L’entreprise est en pleine phase d’industrialisation. Nous sommes mobilisés sur le déploiement de ce premier générateur. Nous rassemblons toutes les conditions nécessaires à l’industrialisation de notre générateur : construction de notre plateforme industrielle au Creusot, disponibilité de l’ensemble des pièces et équipements, passage des commandes…
En réunissant ces conditions, nous faisons en sorte d’être prêts, en termes industriels, pour une mise en service de ce premier démonstrateur en 2027.
“Chez Jimmy, nous sommes convaincus que la fission nucléaire va au-delà de la production d’électricité. Cette réaction physique absolument fondamentale pour relever les défis du XXIe siècle peut facilement être déployée en toute sécurité dans tous les sites industriels, sur l’ensemble du territoire national.”

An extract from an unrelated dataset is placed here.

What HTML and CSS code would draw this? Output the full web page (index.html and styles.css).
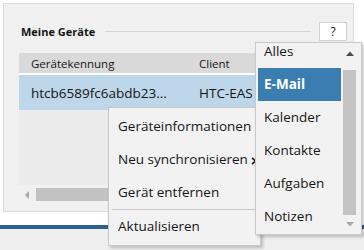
FILE: index.html
```html
<!DOCTYPE html>
<html lang="de">
<head>
    <meta charset="UTF-8">
    <meta name="viewport" content="width=device-width, initial-scale=1.0">
    <title>Meine Geräte</title>
    <link rel="stylesheet" href="styles.css">
</head>
<body>
    <div class="page">
        <section class="panel">
            <div class="panel-head">
                <h2>Meine Geräte</h2>
                <span class="rule"></span>
                <button class="help">?</button>
            </div>
            <div class="grid">
                <div class="grid-head">
                    <div class="col col-id">Gerätekennung</div>
                    <div class="col col-client">Client</div>
                </div>
                <div class="grid-row selected">
                    <div class="col col-id">htcb6589fc6abdb23...</div>
                    <div class="col col-client">HTC-EAS</div>
                </div>
                <div class="grid-body"></div>
                <div class="hscroll">
                    <span class="arrow-left"></span>
                    <span class="thumb"></span>
                </div>
            </div>
        </section>
    </div>
    <div class="footer-bar"></div>
    <div class="footer"></div>

    <ul class="context-menu">
        <li>Geräteinformationen</li>
        <li>Neu synchronisieren<svg class="chevron" width="6" height="8" viewBox="0 0 6 8"><path d="M1 0.8 L4.4 4 L1 7.2" fill="none" stroke="#1a1a1a" stroke-width="1.7"/></svg></li>
        <li>Gerät entfernen</li>
        <li class="separator"></li>
        <li>Aktualisieren</li>
    </ul>

    <div class="dropdown">
        <ul class="options">
            <li>Alles</li>
            <li class="active">E-Mail</li>
            <li>Kalender</li>
            <li>Kontakte</li>
            <li>Aufgaben</li>
            <li>Notizen</li>
        </ul>
        <div class="vscroll">
            <svg class="arrow-up" width="8" height="5" viewBox="0 0 8 5"><path d="M0 5 L4 0.5 L8 5 Z" fill="#4a4a4a"/></svg>
            <span class="track"></span>
            <svg class="arrow-down" width="8" height="5" viewBox="0 0 8 5"><path d="M0 0 L4 4.5 L8 0 Z" fill="#a8a8a8"/></svg>
        </div>
    </div>
</body>
</html>
```

FILE: styles.css
```css
body {
    margin: 0;
    width: 364px;
    height: 250px;
    overflow: hidden;
    font-family: "Open Sans", sans-serif;
    color: #151515;
    background-color: #efefef;
}
.page {
    background-color: #fff;
    padding: 3px 10px 13px 3px;
}
.panel {
    box-sizing: border-box;
    width: 351px;
    height: 209px;
    border: 1px solid #dcdcdc;
    background-color: #f0f0f0;
    padding: 18px 6px 10px 15px;
}
.panel-head {
    display: flex;
    align-items: center;
    height: 19px;
}
.panel-head h2 {
    margin: 0 0 0 2px;
    font-size: 11px;
    font-weight: bold;
    white-space: nowrap;
}
.rule {
    flex: 1;
    height: 1px;
    background-color: #d6d6d6;
    margin: 0 8px 1px 10px;
}
.help {
    box-sizing: border-box;
    width: 28px;
    height: 19px;
    padding: 0;
    border: 1px solid #d2d2d2;
    background-color: #fff;
    font-family: "Open Sans", sans-serif;
    font-size: 12px;
    color: #151515;
}
.grid {
    margin-top: 12px;
}
.grid-head, .grid-row {
    display: flex;
    align-items: center;
    white-space: nowrap;
}
.grid-head {
    height: 20px;
    background-color: #d9d9d9;
    border-bottom: 2px solid #fff;
    font-size: 11.5px;
}
.grid-row {
    height: 35px;
    font-size: 13.5px;
}
.grid-row.selected {
    background-color: #bdd6ea;
}
.col {
    padding-left: 12px;
    box-sizing: border-box;
}
.col-id {
    width: 168px;
}
.grid-body {
    height: 75px;
    background-color: #ebebeb;
}
.hscroll {
    display: flex;
    align-items: center;
    height: 13px;
    margin-top: 3px;
}
.arrow-left {
    width: 0;
    height: 0;
    border-top: 4px solid transparent;
    border-bottom: 4px solid transparent;
    border-right: 4px solid #a8a8a8;
    margin-left: 6px;
}
.thumb {
    width: 250px;
    height: 13px;
    margin-left: 7px;
    background-color: #c2c2c2;
}
.footer-bar {
    height: 4px;
    background-color: #2d618f;
}
.footer {
    height: 21px;
}

.context-menu {
    position: absolute;
    left: 108px;
    top: 107px;
    box-sizing: border-box;
    width: 153px;
    margin: 0;
    padding: 2px 0 2px 0;
    list-style: none;
    border: 1px solid #c9c9c9;
    background-color: #f2f2f2;
    box-shadow: 2px 2px 3px rgba(0, 0, 0, 0.22);
    font-size: 13.5px;
}
.context-menu li {
    height: 33px;
    line-height: 33px;
    padding-left: 9px;
    white-space: nowrap;
}
.context-menu li.separator {
    height: 1px;
    margin-left: 3px;
    padding: 0;
    background-color: #c8c8c8;
}
.chevron {
    margin-left: 3px;
    vertical-align: -0.5px;
}

.dropdown {
    position: absolute;
    left: 255px;
    top: 42px;
    box-sizing: border-box;
    width: 107px;
    height: 193px;
    display: flex;
    overflow: hidden;
    border: 1px solid #c9c9c9;
    background-color: #f2f2f2;
    box-shadow: 2px 2px 3px rgba(0, 0, 0, 0.22);
    font-size: 13.5px;
}
.options {
    width: 83px;
    margin: -8px 0 0 2px;
    padding: 0;
    list-style: none;
}
.options li {
    height: 33px;
    line-height: 33px;
    padding-left: 6px;
    white-space: nowrap;
}
.options li.active {
    background-color: #3a7db1;
    color: #fff;
    font-weight: bold;
}
.vscroll {
    display: flex;
    flex-direction: column;
    align-items: center;
    width: 13px;
    margin-left: 2px;
}
.arrow-up {
    margin-top: 8px;
}
.track {
    width: 13px;
    height: 145px;
    margin-top: 14px;
    background-color: #c3c3c3;
}
.arrow-down {
    margin-top: 7px;
}
```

Le marché que nous visons avec notre générateur thermique de 20 MWh représente 200 réacteurs en France et plus de 1 200 sites en Europe. Dès 2030, notre objectif est de pouvoir en produire plusieurs dizaines par an.
Pour accélérer la croissance de Jimmy, nous recrutons. Nous recherchons avant tout des ingénieurs qui ont un réel esprit d’équipe et qui sont polyvalents et curieux. Nous ambitionnons, en effet, de développer à grande échelle un générateur thermique dont le développement nécessite des compétences plurielles, dont la chimie, la mécanique, la thermique, la neutronique, les sciences des matériaux…
Notre ambition est de créer dès aujourd’hui une nouvelle activité dans le domaine du nucléaire, de valoriser le savoir-faire emblématique de la France en la matière et d’ouvrir de nouvelles perspectives au secteur.
Enfin, chez Jimmy, nous sommes convaincus que la fission nucléaire va au-delà de la production d’électricité. Cette réaction physique absolument fondamentale pour relever les défis du XXIe siècle peut facilement être déployée en toute sécurité dans tous les sites industriels, sur l’ensemble du territoire national.